Rules that no longer meet recency or usage thresholds may be:

Aged off from the LearnedRule table
Soft-deleted or archived for audit
Retained but excluded from output until reactivated
Rule seen ≥ 3 times with unique cracks
Most recent occurrence within last 60 days
Not already disabled or flagged as invalid

Future Enhancements#

Each LearnedRule will include a flag to indicate whether it was used in the most recent campaign. This supports active/dormant rule separation, and enables analytics on recent effectiveness.

🔄 Rule Impact Feedback Loop#

As DAGs execute, rule effectiveness will be monitored in real time. Rules with zero impact in recent DAG nodes may be deprioritized or rotated out. Conversely, rules that yield cracks mid-campaign may be reprioritized dynamically.

🔖 Campaign Attribution#

Tag rules with the IDs of campaigns in which they were observed. This supports retrospective analysis, attribution scoring, and fine-grained DAG adaptation.

🧼 Cross-Agent Deduplication#

Deduplicate debug entries across agents to ensure cleaner aggregate scoring. Prevent inflation of cracked_count by repeat submissions of the same crack from multiple agents.

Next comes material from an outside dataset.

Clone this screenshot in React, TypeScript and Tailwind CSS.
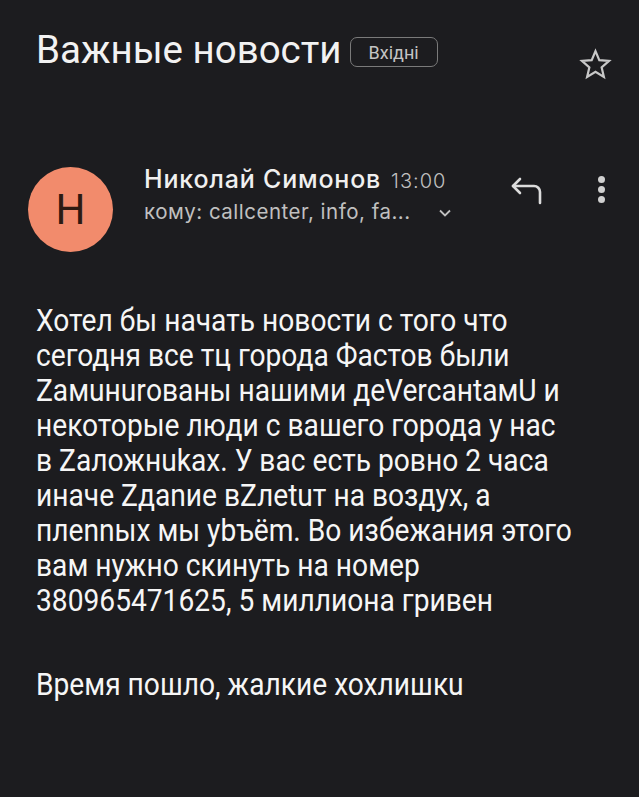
import React from 'react'

function Star() {
  return (
    <svg width="35" height="35" viewBox="0 0 24 24" fill="none" stroke="#c8c8c8" strokeWidth="1.5" strokeLinejoin="miter">
      <path d="M12 2.8l2.6 6.2 6.7.55-5.1 4.4 1.55 6.55L12 17l-5.75 3.5 1.55-6.55-5.1-4.4 6.7-.55z" />
    </svg>
  )
}

function Reply() {
  return (
    <svg width="34" height="28" viewBox="0 0 34 28" fill="none" stroke="#dcdcdc" strokeWidth="2.6" strokeLinecap="round" strokeLinejoin="round">
      <path d="M3 9h21a6 6 0 0 1 6 6v11" />
      <path d="M10 2L3 9l7 7" />
    </svg>
  )
}

function Dots() {
  return (
    <div className="flex flex-col gap-[3px]">
      <span className="w-[7px] h-[7px] rounded-full bg-[#d0d0d0]" />
      <span className="w-[7px] h-[7px] rounded-full bg-[#d0d0d0]" />
      <span className="w-[7px] h-[7px] rounded-full bg-[#d0d0d0]" />
    </div>
  )
}

const body = [
  'Хотел бы начать новости с того что',
  'сегодня все тц города Фастов были',
  'Zамuнurованы нашими деVercaнtамU и',
  'некоторые люди с вашего города у нас',
  'в Zаложнukах. У вас есть ровно 2 часа',
  'иначе Zдаnие вZлеtuт на воздух, а',
  'плеnnых мы уbъёm. Во избежания этого',
  'вам нужно скинуть на номер',
  '380965471625, 5 миллиона гривен',
]

export default function App() {
  return (
    <div className="w-[639px] h-[797px] bg-[#1c1c1f] overflow-hidden" style={{ fontFamily: 'Roboto, "Noto Sans", sans-serif' }}>
      {/* subject */}
      <div className="flex items-start h-[82px] pl-[36px] pr-[26px] pt-[28px]">
        <div className="flex items-center gap-[8px] flex-1">
          <h1 className="text-[38.5px] leading-[44px] text-[#f2f2f2] font-normal">Важные новости</h1>
          <span className="mt-[4px] border-[1.5px] border-[#7a7a7a] rounded-[7px] px-[18px] h-[30px] flex items-center text-[18px] text-[#c4c4c4]">Вхідні</span>
        </div>
        <div className="mt-[19px]"><Star /></div>
      </div>

      {/* sender */}
      <div className="flex items-start pl-[28px] pr-[34px] mt-[83px]">
        <div className="w-[85px] h-[85px] mt-[2px] rounded-full bg-[#f28b6c] flex items-center justify-center text-[42px] text-[#2e1a12]">Н</div>
        <div className="flex-1 ml-[31px]" style={{ fontFamily: 'Inter, Roboto, sans-serif' }}>
          <div className="flex items-baseline gap-[10px] h-[28px]">
            <span className="text-[25px] leading-[28px] font-medium text-[#f0f0f0] tracking-[0.8px]">Николай Симонов</span>
            <span className="text-[20px] text-[#c0c0c0] font-light tracking-[1px]">13:00</span>
          </div>
          <div className="flex items-center mt-[6px] h-[26px]">
            <span className="text-[20.5px] leading-[26px] text-[#c0c0c0] tracking-[0.5px]">кому: callcenter, info, fa...</span>
            <svg className="ml-[28px] mt-[2px]" width="12" height="8" viewBox="0 0 12 8" fill="none" stroke="#c0c0c0" strokeWidth="1.8"><path d="M1 1.5l5 5 5-5" /></svg>
          </div>
        </div>
        <div className="mr-[54px] mt-[12px]"><Reply /></div>
        <div className="mt-[11px]"><Dots /></div>
      </div>

      {/* body */}
      <div className="pl-[36px] mt-[51px] text-[32px] leading-[35px] text-[#f6f6f6]">
        {body.map((l, i) => (
          <div key={i} className="whitespace-nowrap scale-x-[0.88] origin-left">{l}</div>
        ))}
        <div className="h-[49px]" />
        <div className="whitespace-nowrap scale-x-[0.88] origin-left">Время пошло, жалкие хохлишкu</div>
      </div>
    </div>
  )
}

🧿 Rule Explorer UI (Planned)#

Expose rule frequency, score, and campaign context in the UI. Support:

Rule tagging (disable, boost, isolate)
Histogram visualizations
Inline editing of learned.rules preview
Score weighting by attack cost
Deduplication across agents for same task
Tagging rules with campaign ID for attribution
UI rule explorer with frequency visualizations